'Através da sombra', de Walter Lima Jr., revela outra faceta da obra do diretor fluminense

Novo longa-metragem do cineasta é adaptação de livro clássico de Henry James

por Walter Sebastião 25/01/2016 09:00
Agência Febre/divulgação
Cena de 'Através da sombra', cuja estreia no circuito comercial brasileiro está prevista para maio (foto: Agência Febre/divulgação )
Tiradentes
– Pode-se dizer que os injustamente poucos aplausos ao final da projeção de 'Através da sombra', novo filme de Walter Lima Jr., que foi exibido na 19ª Mostra de Cinema de Tiradentes, significaram, de fato, um susto diante do que se viu na tela. Afinal, acostumados ao lirismo “nacionalista” e ponderadamente dramático das produções do realizador, os espectadores foram colocados subitamente, por mais de hora e meia, frente a frente com o horror de uma trama em que nunca se sabe o que é bom, mau, certo, errado ou loucura.

O filme começa leve, com a história de sabor algo altruísta sobre Laura (Virginia Cavendish), professora que tem de educar dois jovens órfãos, herdeiros de uma fazenda de café. Aos poucos, situação e comportamentos vão sendo corroídos pela dubiedade vinda da dissimulação e manipulações até se tornarem pesadelo – com direito à aparição de fantasmas, que só intensificam a dramaticidade e levam ao trágico final. O longa é uma adaptação de A outra volta do parafuso, obra clássica e perturbadora de Henry James (1843-1916), escritor norte-americano naturalizado britânico.

Sabe-se que fantasmas carregam o que já foi chamado de retorno do recalcado. O que se vê na tela é a reaparição, sob forma de pesadelo, de violências, conflitos físicos e sociais também (e especialmente) em sua dimensão psíquica – seja a sensualidade, o mundo das crenças, as disputas de poder ou as relações interpessoais entre dominantes e dominados.

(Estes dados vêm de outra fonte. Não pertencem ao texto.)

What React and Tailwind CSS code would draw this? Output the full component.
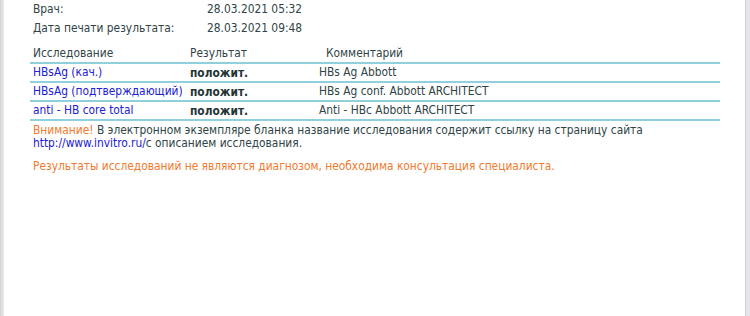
import React from 'react';

const rows = [
  { name: 'HBsAg (кач.)', result: 'положит.', comment: 'HBs Ag Abbott' },
  { name: 'HBsAg (подтверждающий)', result: 'положит.', comment: 'HBs Ag conf. Abbott ARCHITECT' },
  { name: 'anti - HB core total', result: 'положит.', comment: 'Anti - HBc Abbott ARCHITECT' },
];

const App = () => {
  return (
    <div className="flex h-[316px] w-full bg-white text-[11.85px] text-[#2f4446]" style={{ fontFamily: '"DejaVu Sans Condensed", "DejaVu Sans", sans-serif' }}>
      <div className="w-[4px] bg-gradient-to-r from-[#d4d4d8] to-[#ebebee]" />

      <main className="flex-1 pl-[26px]">
        <div className="grid grid-cols-[174px_auto] pl-[3px] leading-[19px]">
          <span>Врач:</span>
          <span>28.03.2021 05:32</span>
          <span>Дата печати результата:</span>
          <span>28.03.2021 09:48</span>
        </div>

        <table className="mt-[6px] w-[690px] table-fixed border-collapse leading-[15px]">
          <colgroup>
            <col className="w-[157px]" />
            <col className="w-[130px]" />
            <col />
          </colgroup>
          <thead>
            <tr className="h-[19px] border-b-2 border-[#8fd0dc]">
              <th className="p-0 pl-[3px] text-left font-normal">Исследование</th>
              <th className="p-0 pl-[3px] text-left font-normal">Результат</th>
              <th className="p-0 pl-[9px] text-left font-normal">Комментарий</th>
            </tr>
          </thead>
          <tbody>
            {rows.map((r) => (
              <tr key={r.name} className="h-[19px] border-b-2 border-[#8fd0dc]">
                <td className="p-0 pl-[3px] whitespace-nowrap text-[#2020d8]">{r.name}</td>
                <td className="p-0 pl-[3px] pt-[1px] font-bold text-[#253536]">{r.result}</td>
                <td className="p-0 pl-[2px]">{r.comment}</td>
              </tr>
            ))}
          </tbody>
        </table>

        <p className="mt-[3px] pl-[3px] leading-[13px]">
          <span className="text-[#f07a2e]">Внимание!</span> В электронном экземпляре бланка название исследования содержит ссылку на страницу сайта
          <br />
          <span className="text-[#2020d8]">http://www.invitro.ru/</span>с описанием исследования.
        </p>

        <p className="mt-[10px] pl-[3px] leading-[13px] text-[#f07a2e]">
          Результаты исследований не являются диагнозом, необходима консультация специалиста.
        </p>
      </main>

      <div className="w-[5px] border-l border-[#cfcfd4] bg-[#e6e6ea]" />
    </div>
  );
};

export default App;
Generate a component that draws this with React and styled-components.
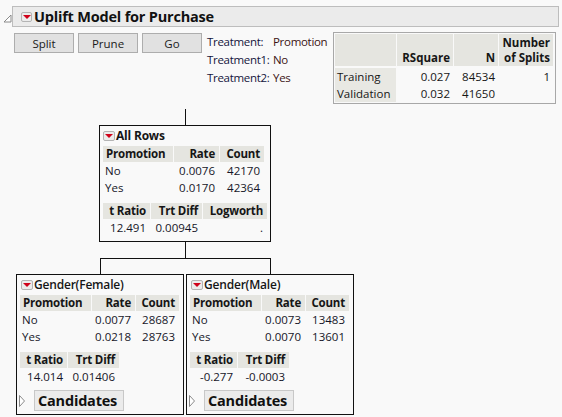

Tais questões se cruzam, criando um teatro social que o espectador espia pelas frestas, suspeitando de perversidades que nunca consegue confirmar.

Através da sombra se volta para temas eternos, como os aspectos obscuros do ser humano que nenhum esclarecimento pacifica. Também detalha ritos de passagem entre ordens sociais (os mundos rural e urbano) e entre os séculos 19 e 20, pontuando traumas fundadores que tendem a ser desconsiderados por visões excessivamente sociológicas. E o faz com movimentos de câmera que deslizam sobre contextos, corpos, confrontos, o dito e o interdito, argumentando sobre a “alma” a partir de matéria histórica.

O impacto do filme, cuja estreia no circuito comercial está prevista para 19 de maio, tem bons motivos. Primeiro, a atuação exuberante de todo o elenco, das crianças aos adultos, absolutamente afinados, apresentados com fotografia e música deslumbrantes. Em segundo lugar, pela intimidade de Walter Lima Jr. com a linguagem cinematográfica. Ele é diretor com gosto por contar histórias e por narrações que, além de envolventes em si, estimulam a fruição em quilates mais delicados, extrapolando a diversão.

Resumindo: ver este filme é tão bom quanto conversar sobre tudo o que ele leva para a tela.